Task: Images should be left out, and everything else in the listing reproduced exactly.

[Pages as source code]
_____

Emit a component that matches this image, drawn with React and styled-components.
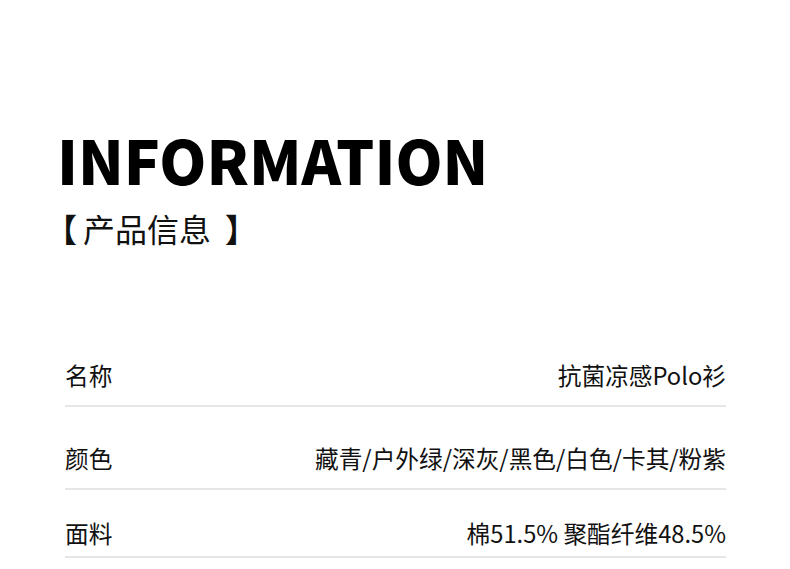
import { createGlobalStyle, styled } from "styled-components";

const GlobalStyle = createGlobalStyle`
  html, body {
    margin: 0;
    padding: 0;
    background: #fff;
  }
  body {
    font-family: "Noto Sans CJK SC", "Noto Sans", sans-serif;
  }
`;

export const Page = styled.div`
  width: 790px;
  height: 569px;
  overflow: hidden;
  background-color: #fff;
  padding-top: 129px;
  box-sizing: border-box;
`;

export const Header = styled.header`
  padding-left: 57px;
`;

export const Title = styled.h1`
  margin: 0;
  font-size: 60px;
  line-height: 1;
  font-weight: 900;
  color: #000;
`;

export const Subtitle = styled.h2`
  margin: 19px 0 0 -12px;
  font-size: 32px;
  line-height: 40px;
  font-weight: 400;
  color: #111;
`;

export const Bracket = styled.span`
  font-weight: 700;
  margin: 0 ${(p) => (p.$close ? 0 : 6)}px 0 ${(p) => (p.$close ? 14 : 0)}px;
`;

export const Table = styled.div`
  display: flex;
  flex-direction: column;
  margin: 112px 64px 0 65px;
`;

export const Row = styled.div`
  display: flex;
  justify-content: space-between;
  align-items: center;
  padding: ${(p) => p.$top}px 0 ${(p) => p.$bottom}px;
  border-bottom: 2px solid #e6e6e6;
  font-size: 23.7px;
  line-height: 30px;
  color: #111;
`;

export const Label = styled.span``;

export const Value = styled.span`
  text-align: right;
`;

const rows = [
  { label: "名称", value: "抗菌凉感Polo衫", top: 0, bottom: 15 },
  { label: "颜色", value: "藏青/户外绿/深灰/黑色/白色/卡其/粉紫", top: 36, bottom: 15 },
  { label: "面料", value: "棉51.5% 聚酯纤维48.5%", top: 28, bottom: 8 },
];

export default function App() {
  return (
    <Page>
      <GlobalStyle />
      <Header>
        <Title>INFORMATION</Title>
        <Subtitle>
          <Bracket>【</Bracket>产品信息<Bracket $close>】</Bracket>
        </Subtitle>
      </Header>
      <Table>
        {rows.map((r) => (
          <Row key={r.label} $top={r.top} $bottom={r.bottom}>
            <Label>{r.label}</Label>
            <Value>{r.value}</Value>
          </Row>
        ))}
      </Table>
    </Page>
  );
}
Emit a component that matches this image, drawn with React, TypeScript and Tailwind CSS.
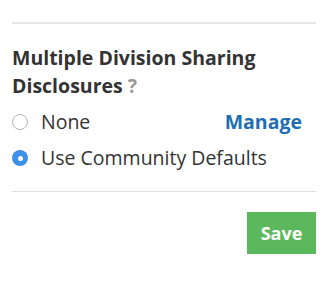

_____

Response:
Emit a component that matches this image, drawn with React and styled-components.
import { createGlobalStyle, styled } from "styled-components";

const GlobalStyle = createGlobalStyle`
  html, body {
    margin: 0;
    padding: 0;
    background: #fff;
  }
  body {
    font-family: "Noto Sans CJK SC", "Noto Sans", sans-serif;
  }
`;

export const Page = styled.div`
  width: 790px;
  height: 569px;
  overflow: hidden;
  background-color: #fff;
  padding-top: 129px;
  box-sizing: border-box;
`;

export const Header = styled.header`
  padding-left: 57px;
`;

export const Title = styled.h1`
  margin: 0;
  font-size: 60px;
  line-height: 1;
  font-weight: 900;
  color: #000;
`;

export const Subtitle = styled.h2`
  margin: 19px 0 0 -12px;
  font-size: 32px;
  line-height: 40px;
  font-weight: 400;
  color: #111;
`;

export const Bracket = styled.span`
  font-weight: 700;
  margin: 0 ${(p) => (p.$close ? 0 : 6)}px 0 ${(p) => (p.$close ? 14 : 0)}px;
`;

export const Table = styled.div`
  display: flex;
  flex-direction: column;
  margin: 112px 64px 0 65px;
`;

export const Row = styled.div`
  display: flex;
  justify-content: space-between;
  align-items: center;
  padding: ${(p) => p.$top}px 0 ${(p) => p.$bottom}px;
  border-bottom: 2px solid #e6e6e6;
  font-size: 23.7px;
  line-height: 30px;
  color: #111;
`;

export const Label = styled.span``;

export const Value = styled.span`
  text-align: right;
`;

const rows = [
  { label: "名称", value: "抗菌凉感Polo衫", top: 0, bottom: 15 },
  { label: "颜色", value: "藏青/户外绿/深灰/黑色/白色/卡其/粉紫", top: 36, bottom: 15 },
  { label: "面料", value: "棉51.5% 聚酯纤维48.5%", top: 28, bottom: 8 },
];

export default function App() {
  return (
    <Page>
      <GlobalStyle />
      <Header>
        <Title>INFORMATION</Title>
        <Subtitle>
          <Bracket>【</Bracket>产品信息<Bracket $close>】</Bracket>
        </Subtitle>
      </Header>
      <Table>
        {rows.map((r) => (
          <Row key={r.label} $top={r.top} $bottom={r.bottom}>
            <Label>{r.label}</Label>
            <Value>{r.value}</Value>
          </Row>
        ))}
      </Table>
    </Page>
  );
}
Emit a component that matches this image, drawn with React, TypeScript and Tailwind CSS.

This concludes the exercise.